Sadly, the specific cause of RA is not something that is currently known – though researchers are working very hard to try to solve this complicated puzzle. As a result, there is no cure for the condition at this time. All we have are a series of treatments that can help a person who has been affected live as comfortably as possible with their disease.

There are, however, four categories of potential risk factors that are heavily associated with a person developing RA in the first place. One of the most prominent of these is genetics. Those with an immediately family member who has been diagnosed are four times more likely to develop RA themselves. Risk factors of the environment also play a role, as everything from pollution to secondhand smoke to traumatic events could be enough to trigger the disease.

Hormones also seem to play an important role, as evidenced by the significant portion of women (vs. men) who develop RA. As previously stated, your lifestyle choices can also play a determining factor – particularly choices like smoking.


The Signs and Symptoms of RA

Luckily, the signs and symptoms of early onset RA ARE heavily documented. Experts agree that the most common initial symptoms are as follows:

  • — You begin to experience a general feeling of pain or stiffness in your joints.
  • — Your joints begin to swell or turn red on a regular basis even when you’re not engaged in heavily physical activities.
  • — These symptoms extend to four or more of your joints, including those in your hands and fingers.
  • — Your symptoms are symmetrical – meaning that they equally affect both the left and right sides of your body.
  • — You experience a general sense of stiffness in your entire body when you wake up in the morning that often lasts for a half hour or more.
  • — Any of the above physical symptoms last for longer than six months in a row.

If you begin to experience any of these initial signs, you should absolutely consult your doctor to schedule a physical examination. Don’t continue to ignore your body. It’s trying to tell you something is wrong.

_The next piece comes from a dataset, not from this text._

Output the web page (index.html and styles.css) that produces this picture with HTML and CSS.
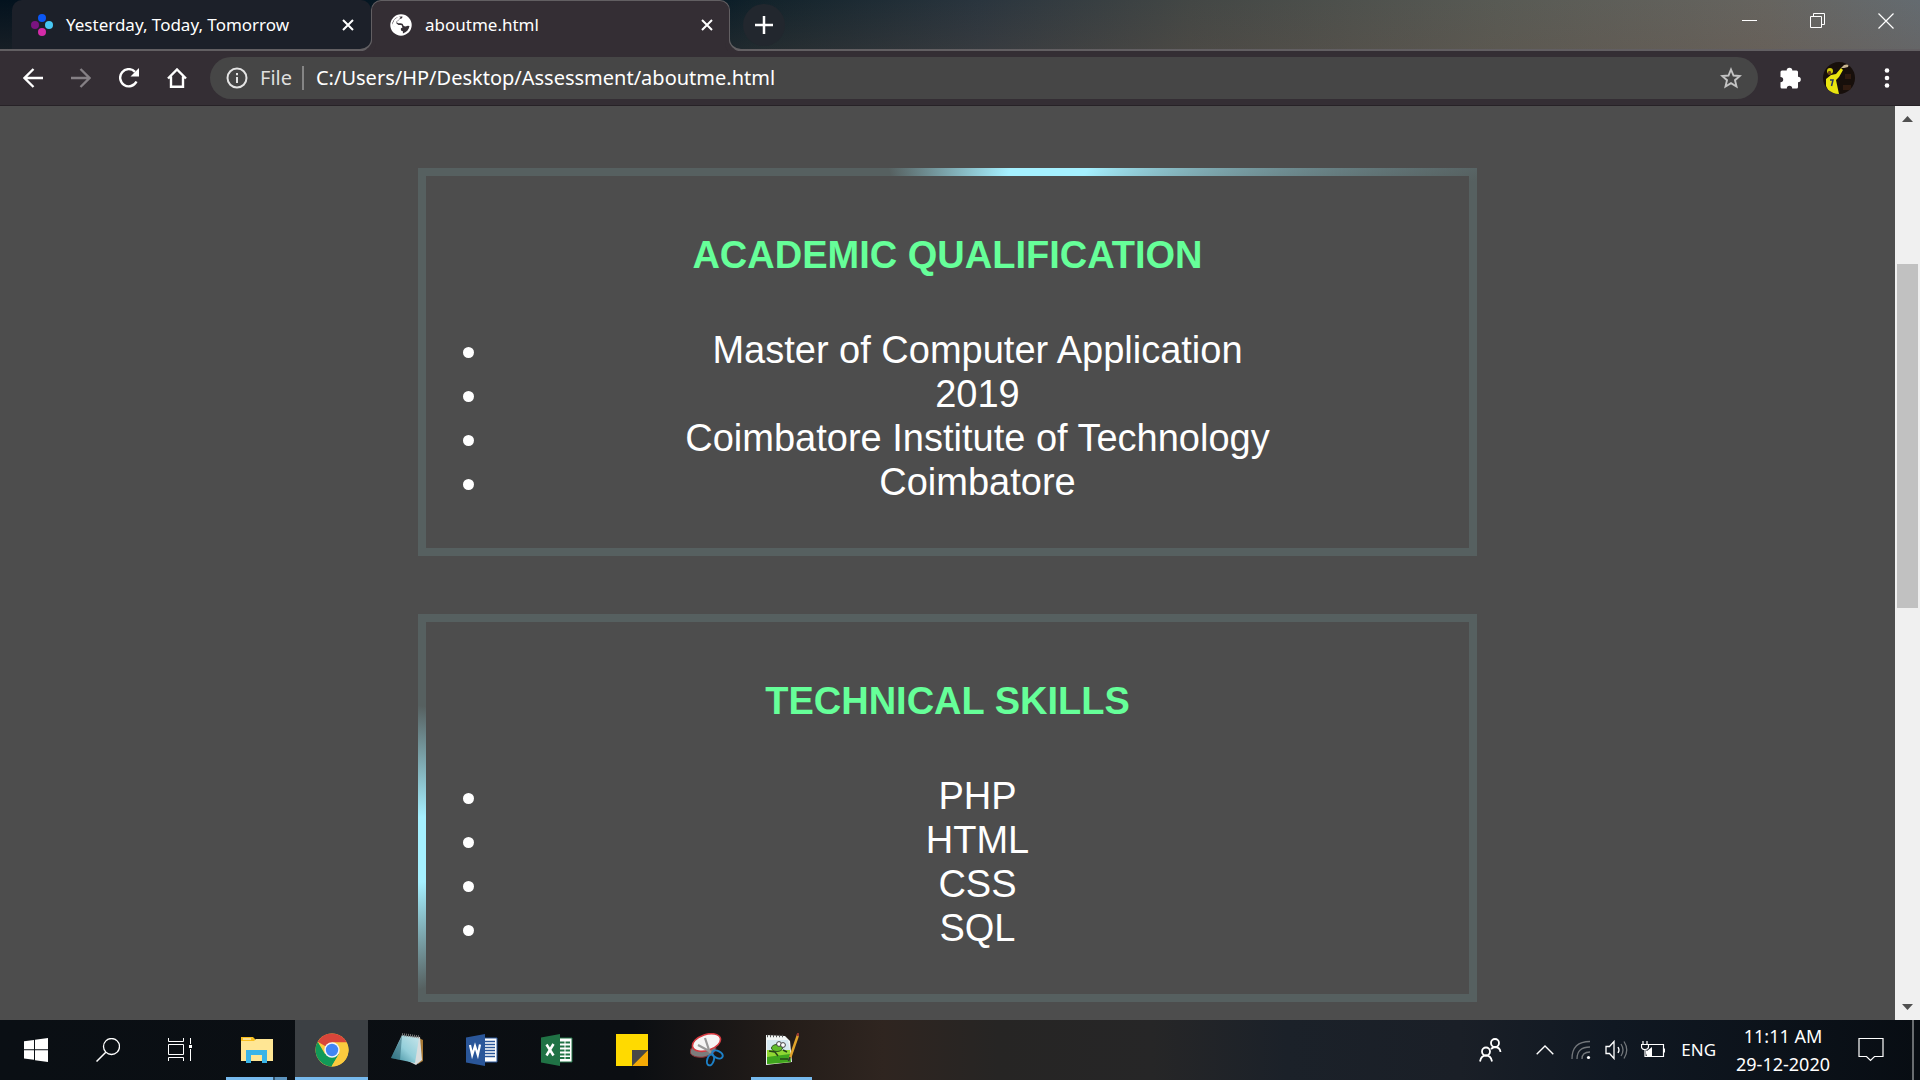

Outside of the symptoms directly associated with RA, there are a number of indirect signs to be on the lookout for, too. These include, but are not limited to, ones like:

  • — You’ve recently started experiencing a chronic sense of fatigue that just won’t go away.
  • — You’ve developed a low-grade fever.
  • — You’ve inexplicably started losing weight.
  • — You don’t have the same appetite you once did.
  • — You have a general feeling of depression that you are unable to shake.
  • — You get sick on a regular basis, or have an over-arching sense of malaise that is negatively affecting your daily life.


Living with RA

If you are living with RA, it is always important to seek treatment as quickly as possible. Though there is no cure, there ARE steps you can take to delay some of the more severe damage to your body that RA may cause. These treatments can allow you to continue to live a long, healthy life. A doctor will likely prescribe you certain disease-modifying antirheumatic drugs (DMARDs) like methotrexate, sulfasalazine, anakinra and more. Anti-inflammatory agents and, in certain extreme cases, surgery have also proven to be helpful.

You should also take steps to limit any exposure to lifestyle factors that are associated with the disease. If you’re a smoker, quit now. If you don’t exercise, it’s time to start. Change your diet to help maintain not just a healthy body, but to fight the inflammation the disease causes through diet. Likewise, there is some evidence that dietary supplements like omega-3 fatty acids can also help both mitigating long-term damage and assisting a person in dealing with the day-to-day struggles of RA on an ongoing basis.